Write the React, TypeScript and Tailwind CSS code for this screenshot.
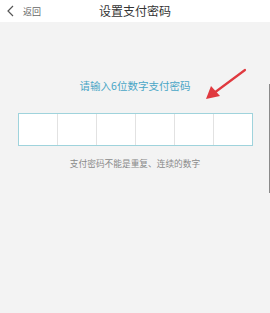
import React from 'react';

const cells = [0, 1, 2, 3, 4, 5];

export default function App() {
  return (
    <div
      className="relative w-[270px] h-[313px] bg-[#f3f3f3] overflow-hidden"
      style={{ fontFamily: '"Noto Sans CJK SC", "Noto Sans", sans-serif' }}
    >
      {/* Header */}
      <div className="relative h-[22px] bg-white flex items-center">
        <div className="flex items-center pl-[6px]">
          <svg width="10" height="12" viewBox="0 0 10 12" fill="none">
            <path d="M7 1 L2 6 L7 11" stroke="#555" strokeWidth="1.2" />
          </svg>
          <span className="ml-[7px] text-[9px] leading-none text-[#666]">返回</span>
        </div>
        <div className="absolute inset-0 flex items-center justify-center">
          <span className="text-[12px] leading-none text-[#333]">设置支付密码</span>
        </div>
      </div>

      {/* Body */}
      <div className="flex flex-col items-center">
        <div className="mt-[59px] text-[10.5px] leading-none text-[#4aa6c6]">请输入6位数字支付密码</div>
        <div className="mt-[21px] ml-[1px] w-[235px] h-[33px] border border-[#9fd3dc] bg-white flex">
          {cells.map((i) => (
            <div
              key={i}
              className={`flex-1 ${i < 5 ? 'border-r border-[#e2e2e2]' : ''}`}
            />
          ))}
        </div>
        <div className="mt-[14px] text-[8.7px] leading-none text-[#8a8a8a]">支付密码不能是重复、连续的数字</div>
      </div>

      {/* Red arrow annotation */}
      <svg className="absolute left-[200px] top-[64px]" width="50" height="40" viewBox="0 0 50 40">
        <line x1="45" y1="6" x2="14" y2="29" stroke="#e0393f" strokeWidth="2.2" strokeLinecap="round" />
        <polygon points="6,35 11,22 20,32" fill="#e0393f" />
      </svg>

      {/* Scroll indicator */}
      <div className="absolute right-0 top-[84px] w-[1.5px] h-[109px] bg-[#8a8a8a]" />
    </div>
  );
}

» **Work to complete**: Retype the data above exactly; pictures are not part of the copy.

» **The answer**:
Write the React, TypeScript and Tailwind CSS code for this screenshot.
import React from 'react';

const cells = [0, 1, 2, 3, 4, 5];

export default function App() {
  return (
    <div
      className="relative w-[270px] h-[313px] bg-[#f3f3f3] overflow-hidden"
      style={{ fontFamily: '"Noto Sans CJK SC", "Noto Sans", sans-serif' }}
    >
      {/* Header */}
      <div className="relative h-[22px] bg-white flex items-center">
        <div className="flex items-center pl-[6px]">
          <svg width="10" height="12" viewBox="0 0 10 12" fill="none">
            <path d="M7 1 L2 6 L7 11" stroke="#555" strokeWidth="1.2" />
          </svg>
          <span className="ml-[7px] text-[9px] leading-none text-[#666]">返回</span>
        </div>
        <div className="absolute inset-0 flex items-center justify-center">
          <span className="text-[12px] leading-none text-[#333]">设置支付密码</span>
        </div>
      </div>

      {/* Body */}
      <div className="flex flex-col items-center">
        <div className="mt-[59px] text-[10.5px] leading-none text-[#4aa6c6]">请输入6位数字支付密码</div>
        <div className="mt-[21px] ml-[1px] w-[235px] h-[33px] border border-[#9fd3dc] bg-white flex">
          {cells.map((i) => (
            <div
              key={i}
              className={`flex-1 ${i < 5 ? 'border-r border-[#e2e2e2]' : ''}`}
            />
          ))}
        </div>
        <div className="mt-[14px] text-[8.7px] leading-none text-[#8a8a8a]">支付密码不能是重复、连续的数字</div>
      </div>

      {/* Red arrow annotation */}
      <svg className="absolute left-[200px] top-[64px]" width="50" height="40" viewBox="0 0 50 40">
        <line x1="45" y1="6" x2="14" y2="29" stroke="#e0393f" strokeWidth="2.2" strokeLinecap="round" />
        <polygon points="6,35 11,22 20,32" fill="#e0393f" />
      </svg>

      {/* Scroll indicator */}
      <div className="absolute right-0 top-[84px] w-[1.5px] h-[109px] bg-[#8a8a8a]" />
    </div>
  );
}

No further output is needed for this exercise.